Wu received another call from Lefevour in the next week, requesting a second meeting on February 11th. The same cast of characters were there. Wu, accompanied by a representative of the private security firm, explained the arrangements that he had made.

Those arrangements were not good enough, Lefevour informed Wu. He had to have private guards stationed in each building for at least six hours per night between the hours of 6 p.m. and 6 a.m. There was no choice. Either Wu went along with Lefevour’s demands or he would lose the two buildings.

In mid February, Wu finally received the Ebenezer Society’s offer. It came to him in a letter. The letter asked Wu if he would consider donating the buildings to this organization for a tax writeoff. Wu delivered his response straight to Mary Pauluk as they sat in Lefevour’s office. It was a firm “no”.

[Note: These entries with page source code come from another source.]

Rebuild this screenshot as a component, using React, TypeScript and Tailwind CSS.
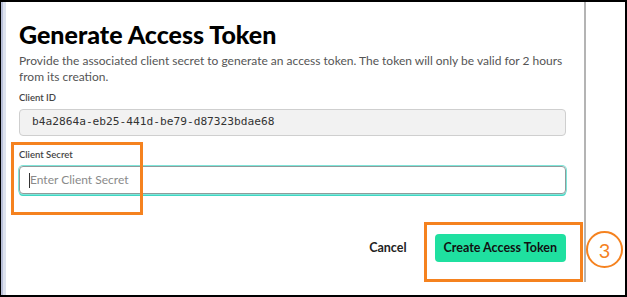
import React from "react";

const font = { fontFamily: "Lato, 'Open Sans', sans-serif" };

export default function App() {
  return (
    <div
      className="relative w-[627px] h-[297px] overflow-hidden border-t-2 border-l border-r-2 border-b-2 border-black bg-white flex"
      style={font}
    >
      {/* left window edge */}
      <div className="w-[2px] bg-[#b9c0d8]" />
      <div className="w-[3px] bg-[#dde2ee]" />

      {/* dialog */}
      <div className="w-[580px] h-[280px] border-r-2 border-[#b4b4b4] pl-[13px] pr-[18px] pt-[17px] flex flex-col">
        <h1 className="text-[25px] leading-[30px] font-black text-black">Generate Access Token</h1>
        <p className="mt-[4px] text-[12px] leading-[16px] text-[#555]">
          Provide the associated client secret to generate an access token. The token will only be valid for 2 hours
          from its creation.
        </p>

        <label className="mt-[7px] text-[9.5px] leading-[12px] font-semibold text-[#444]">Client ID</label>
        <div className="mt-[5px] h-[27px] rounded-[4px] border border-[#cfcfcf] bg-[#f2f2f2] flex items-center pl-[12px]">
          <span className="text-[11.2px] text-[#333]" style={{ fontFamily: "'DejaVu Sans Mono', monospace" }}>
            b4a2864a-eb25-441d-be79-d87323bdae68
          </span>
        </div>

        <label className="mt-[13px] text-[9.5px] leading-[12px] font-semibold text-[#444]">Client Secret</label>
        <div className="mt-[5px] h-[28px] rounded-[4px] border border-[#8f9a9a] shadow-[0_0_0_1px_#7fe6da,0_2px_0_0_#3fd6c2] flex items-center pl-[9px]">
          <span className="w-px h-[15px] bg-[#333]" />
          <span className="text-[12px] text-[#8a8a8a]">Enter Client Secret</span>
        </div>

        <div className="mt-auto mb-[20px] flex items-center justify-end gap-[28px]">
          <span className="text-[12.5px] font-bold text-[#222]">Cancel</span>
          <span className="h-[28px] px-[9px] rounded-[4px] bg-[#1fe0a0] flex items-center text-[12.5px] font-bold text-[#111]">
            Create Access Token
          </span>
        </div>
      </div>

      {/* annotations */}
      <div className="absolute left-[10px] top-[140px] w-[132px] h-[73px] border-[3px] border-[#f5821f]" />
      <div className="absolute left-[423px] top-[220px] w-[159px] h-[60px] border-[3px] border-[#f5821f]" />
      <div className="absolute left-[585px] top-[229px] w-[37px] h-[37px] rounded-full border-[2.5px] border-[#f5821f] bg-white flex items-center justify-center text-[20px] text-[#f5821f]">
        3
      </div>
    </div>
  );
}
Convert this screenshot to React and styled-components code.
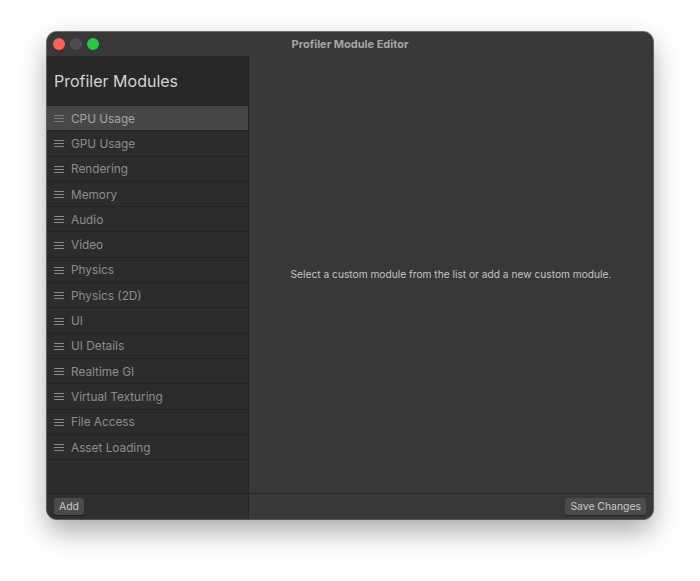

Now confused, Wu started contacting other landlords in the neighborhood. It seemed that the Ebenezer Society was holding meetings with its 70 elderly residents to discuss James Wu and his “problem properties” across the street. The residents were being encouraged to write letters to the County Attorney requesting that Wu’s buildings be declared a public nuisance and be condemned. A new law gave the Hennepin County Attorney power to take those buildings away from Wu if he failed to bring the crime-related problems under control.

In the meanwhile, Wu was stuck with an agreement which Lefevour had forced him to sign to avoid condemnation. Wu had to station the two guards in his buildings for six hours a night for an entire month. The private security firm charged $3,000 per month for that service. That was more than the total rents received from the two buildings during the same period. After paying for private security, there was nothing left over for utilities, taxes, or repairs. But at least Wu still owned the buildings.

The last statement is not quite correct. James Wu transferred ownership of all his rental properties to his son, Joe, as of March 1997. He himself has retired. The homeless people may have gone from his buildings but Wu is left with an enormous headache. Literally, he has suffered from recurring headaches nearly every day for the past several months.

At any moment now, thought Wu, the crowd of homeless vagrants could return to the buildings. Any moment now, the County Attorney’s office could pounce on the two properties which - who knows? - could wind up in the hands of that benevolent institution across the street. He himself is considered a notorious slumlord, reviled by indignant neighbors newly empowered to rid their community of his kind.

I’m too old for this business, James Wu thought to himself. Let’s hope that the next generation can do better.